Tom's Blog

Friday, November 4, 2011

Mowing for fall burns

In the next week or so we hope to burn the wet prairies (Crane, Valley, and Barn) that are situated along the south side of Pleasant Valley Road . These prairies are separated from the wetland by a mowed trail which serves as a fire break. However, this year the Indian grass in these prairies is very tall and lush, which causes concern, since we don't want spot fires carrying over into the marsh. The photo above shows how close the tall prairie is to the wetland.

One technique for reducing spot-fire hazard is to mow a wide strip in the prairie next to the regular fire break. The photo above shows Kathie using our Kubota to do this. She did two wide strips and then came back and used the mower to blow all the loose grass farther into the prairie. Finally, I drove our Kawasaki Mule over the mowed area to tamp down some of the unmowed fragments.

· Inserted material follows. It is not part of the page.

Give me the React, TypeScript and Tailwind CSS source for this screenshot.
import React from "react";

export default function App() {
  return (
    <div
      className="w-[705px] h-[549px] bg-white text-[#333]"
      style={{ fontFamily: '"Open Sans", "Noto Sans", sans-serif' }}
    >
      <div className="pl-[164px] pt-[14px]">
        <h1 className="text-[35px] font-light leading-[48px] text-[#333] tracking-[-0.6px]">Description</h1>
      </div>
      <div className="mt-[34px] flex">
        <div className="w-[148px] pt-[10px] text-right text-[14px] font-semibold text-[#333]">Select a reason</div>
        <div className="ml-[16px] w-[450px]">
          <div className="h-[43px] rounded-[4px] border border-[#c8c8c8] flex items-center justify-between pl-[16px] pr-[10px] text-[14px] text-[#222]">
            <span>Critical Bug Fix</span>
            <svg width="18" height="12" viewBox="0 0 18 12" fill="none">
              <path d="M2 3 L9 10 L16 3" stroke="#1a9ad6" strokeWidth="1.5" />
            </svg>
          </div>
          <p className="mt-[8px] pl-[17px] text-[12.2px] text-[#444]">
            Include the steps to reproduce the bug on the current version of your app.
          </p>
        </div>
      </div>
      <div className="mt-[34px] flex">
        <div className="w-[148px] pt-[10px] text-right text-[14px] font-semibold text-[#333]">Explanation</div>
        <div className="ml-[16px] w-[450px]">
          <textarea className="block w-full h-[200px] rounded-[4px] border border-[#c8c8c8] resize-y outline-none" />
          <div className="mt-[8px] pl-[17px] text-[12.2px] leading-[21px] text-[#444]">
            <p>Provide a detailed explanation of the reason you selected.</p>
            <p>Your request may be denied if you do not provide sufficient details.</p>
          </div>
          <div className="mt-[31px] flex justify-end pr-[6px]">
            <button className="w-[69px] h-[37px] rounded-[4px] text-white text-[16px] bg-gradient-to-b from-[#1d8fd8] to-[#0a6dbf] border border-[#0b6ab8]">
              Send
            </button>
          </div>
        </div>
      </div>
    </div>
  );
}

The plan involves first burning a wide black line (fire break) along the prairie edge and then backburning down the hill from the road. We need a sunny, relatively low-humidity day for this, which we hopefully will get sometime before Thanksgiving. Once the fire break has been burned in, the burn itself should not take very long.

In an earlier post I raved about how handy the Kubota with underneath deck mower is for this sort of mowing. With care, it can even be used on relatively steep terrain. It is lots easier (and faster) to use than the sort of walk-behind mower that is often used for this sort of work.